┌─ Data shown

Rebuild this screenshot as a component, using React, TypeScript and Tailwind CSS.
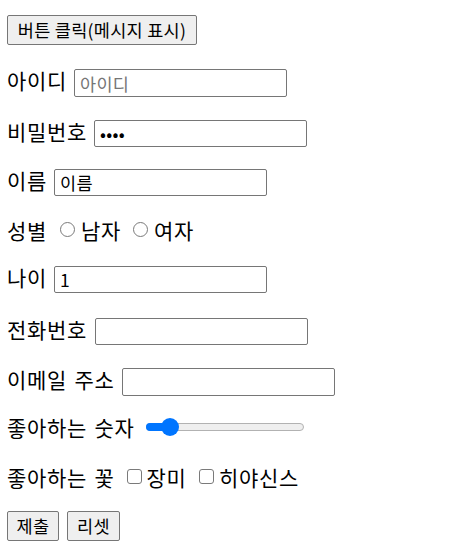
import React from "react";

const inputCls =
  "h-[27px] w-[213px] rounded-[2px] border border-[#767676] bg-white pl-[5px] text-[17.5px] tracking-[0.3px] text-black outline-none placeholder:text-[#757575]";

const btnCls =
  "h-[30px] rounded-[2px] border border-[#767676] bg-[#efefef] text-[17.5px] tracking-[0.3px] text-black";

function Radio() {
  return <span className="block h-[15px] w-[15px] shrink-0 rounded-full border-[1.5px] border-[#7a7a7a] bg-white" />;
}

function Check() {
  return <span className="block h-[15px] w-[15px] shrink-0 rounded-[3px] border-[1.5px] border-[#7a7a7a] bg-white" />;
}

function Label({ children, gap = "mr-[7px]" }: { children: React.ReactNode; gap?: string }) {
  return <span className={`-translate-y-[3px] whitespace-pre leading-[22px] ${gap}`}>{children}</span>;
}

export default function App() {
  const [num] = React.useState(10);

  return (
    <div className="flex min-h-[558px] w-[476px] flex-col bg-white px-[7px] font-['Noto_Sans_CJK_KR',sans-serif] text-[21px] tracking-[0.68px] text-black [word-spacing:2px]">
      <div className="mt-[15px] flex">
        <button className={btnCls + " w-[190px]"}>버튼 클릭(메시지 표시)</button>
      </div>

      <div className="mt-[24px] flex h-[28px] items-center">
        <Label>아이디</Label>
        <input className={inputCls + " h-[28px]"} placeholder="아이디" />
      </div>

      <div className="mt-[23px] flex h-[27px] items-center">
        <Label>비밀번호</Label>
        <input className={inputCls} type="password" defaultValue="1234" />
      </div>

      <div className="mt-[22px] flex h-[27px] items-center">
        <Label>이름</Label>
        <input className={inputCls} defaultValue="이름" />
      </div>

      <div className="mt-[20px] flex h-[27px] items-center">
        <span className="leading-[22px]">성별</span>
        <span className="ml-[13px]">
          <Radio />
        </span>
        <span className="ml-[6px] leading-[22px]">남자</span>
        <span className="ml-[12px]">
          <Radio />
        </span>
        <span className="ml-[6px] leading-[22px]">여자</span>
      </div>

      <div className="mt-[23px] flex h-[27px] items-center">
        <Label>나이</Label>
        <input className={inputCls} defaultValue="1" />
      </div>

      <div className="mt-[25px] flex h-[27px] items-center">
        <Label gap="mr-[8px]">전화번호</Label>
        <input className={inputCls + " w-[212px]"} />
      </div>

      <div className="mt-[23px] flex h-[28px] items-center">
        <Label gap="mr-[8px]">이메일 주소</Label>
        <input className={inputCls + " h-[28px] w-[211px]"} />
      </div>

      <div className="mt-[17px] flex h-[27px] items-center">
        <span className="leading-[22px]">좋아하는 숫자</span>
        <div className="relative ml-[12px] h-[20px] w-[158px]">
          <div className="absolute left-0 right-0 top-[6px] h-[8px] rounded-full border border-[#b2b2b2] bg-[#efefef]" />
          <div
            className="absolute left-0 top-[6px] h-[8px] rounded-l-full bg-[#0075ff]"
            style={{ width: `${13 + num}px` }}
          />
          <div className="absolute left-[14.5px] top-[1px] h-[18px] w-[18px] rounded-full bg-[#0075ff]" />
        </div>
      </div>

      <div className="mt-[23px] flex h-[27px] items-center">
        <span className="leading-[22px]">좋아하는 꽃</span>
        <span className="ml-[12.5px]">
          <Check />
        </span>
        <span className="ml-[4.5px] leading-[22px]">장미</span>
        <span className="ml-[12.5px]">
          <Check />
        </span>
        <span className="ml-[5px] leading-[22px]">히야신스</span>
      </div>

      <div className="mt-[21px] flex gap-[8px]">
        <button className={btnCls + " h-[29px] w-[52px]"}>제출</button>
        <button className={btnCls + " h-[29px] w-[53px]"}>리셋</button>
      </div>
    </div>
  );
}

└─

Would you reproduce the lines above, from the very first through the line containing "const [num] = React.useState(10);", exactly and without the pictures?

### Solution to the problem
Rebuild this screenshot as a component, using React, TypeScript and Tailwind CSS.
import React from "react";

const inputCls =
  "h-[27px] w-[213px] rounded-[2px] border border-[#767676] bg-white pl-[5px] text-[17.5px] tracking-[0.3px] text-black outline-none placeholder:text-[#757575]";

const btnCls =
  "h-[30px] rounded-[2px] border border-[#767676] bg-[#efefef] text-[17.5px] tracking-[0.3px] text-black";

function Radio() {
  return <span className="block h-[15px] w-[15px] shrink-0 rounded-full border-[1.5px] border-[#7a7a7a] bg-white" />;
}

function Check() {
  return <span className="block h-[15px] w-[15px] shrink-0 rounded-[3px] border-[1.5px] border-[#7a7a7a] bg-white" />;
}

function Label({ children, gap = "mr-[7px]" }: { children: React.ReactNode; gap?: string }) {
  return <span className={`-translate-y-[3px] whitespace-pre leading-[22px] ${gap}`}>{children}</span>;
}

export default function App() {
  const [num] = React.useState(10);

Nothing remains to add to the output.